Since then many more followed, among them a long list of top US companies, who are often even household names outside the USA. Somehow the company survived the great Wall Street Crash with only little damage, but during the following decades their business was a mixed bag of highs and lows, often combined with strong emotions. This was especially the case after 1969, when the last chairman from the Lehman family died and outsiders began to run the business.

After a personality clash between two chief executives, the bank was eventually sold to the US credit card company American Express in 1984. But ten years later, when the conglomerate was restructured, it sold the investment bank again and the name Lehman Brothers returned to the market place.
Overall, the bank grew stronger and stronger over the years, but some extremely risky and in many ways unbelievably stupid investment decisions created problems as well. But there is one bad decision that broke Lehman Brothers eventually: their massive participation in the US 'sub-prime' mortgage market, where greedy bankers, ruthless salesmen and naive house buyers who could not really afford to buy a house created the most dangerous economic time bomb since the infamous 'South Sea Bubble' of the early 18th century.

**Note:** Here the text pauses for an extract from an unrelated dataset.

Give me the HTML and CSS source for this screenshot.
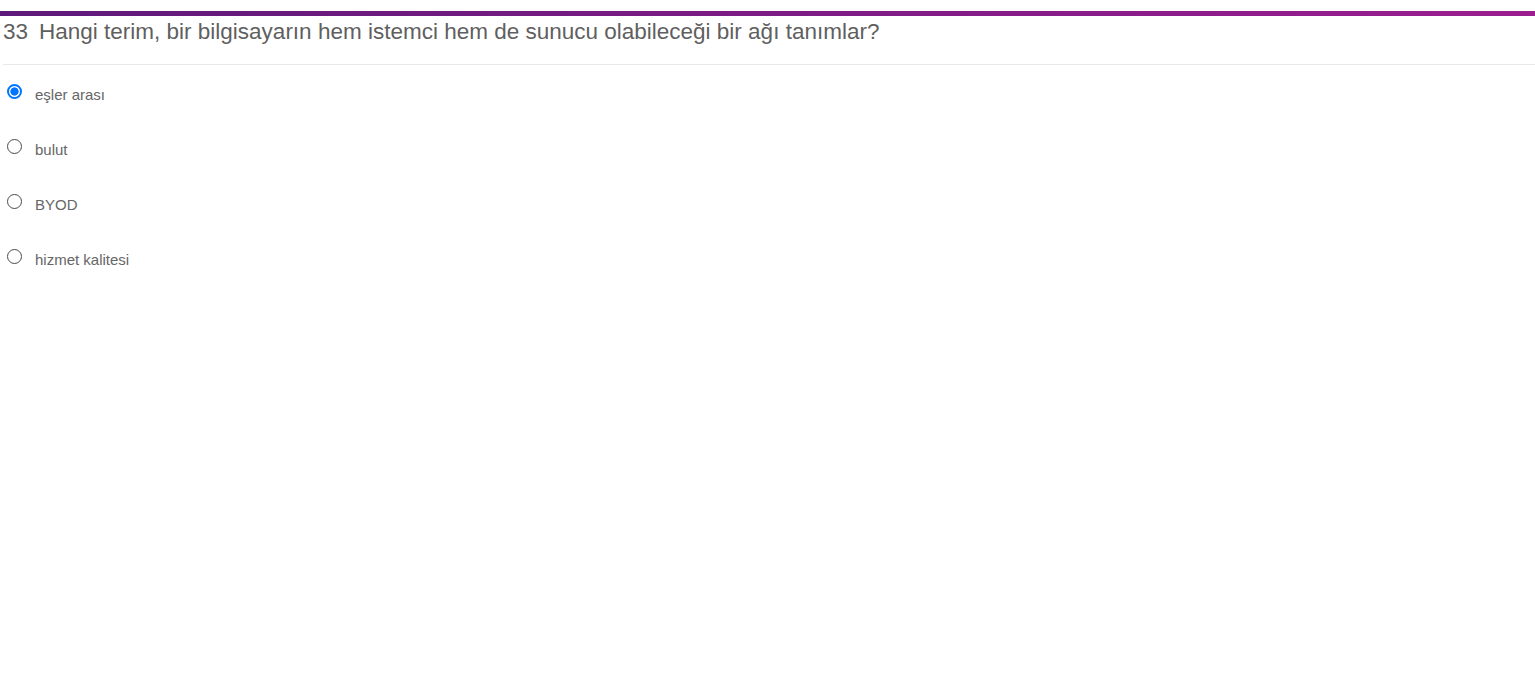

This time bomb has now exploded, destroyed Lehman Brothers and damaged many other banks and financial institutions (including Bear Stearn, Fannie Mae, Freddie Mac and Merill Lynch, who escaped annihilation only by a whisker, thanks to the US government's great fear of a total collapse of the whole financial sector).

Financial experts warn that the crisis is not over yet, and many expect more banks - perhaps with similar well-established names - to go to the wall before the world's economy will be in a sound and proper balance again.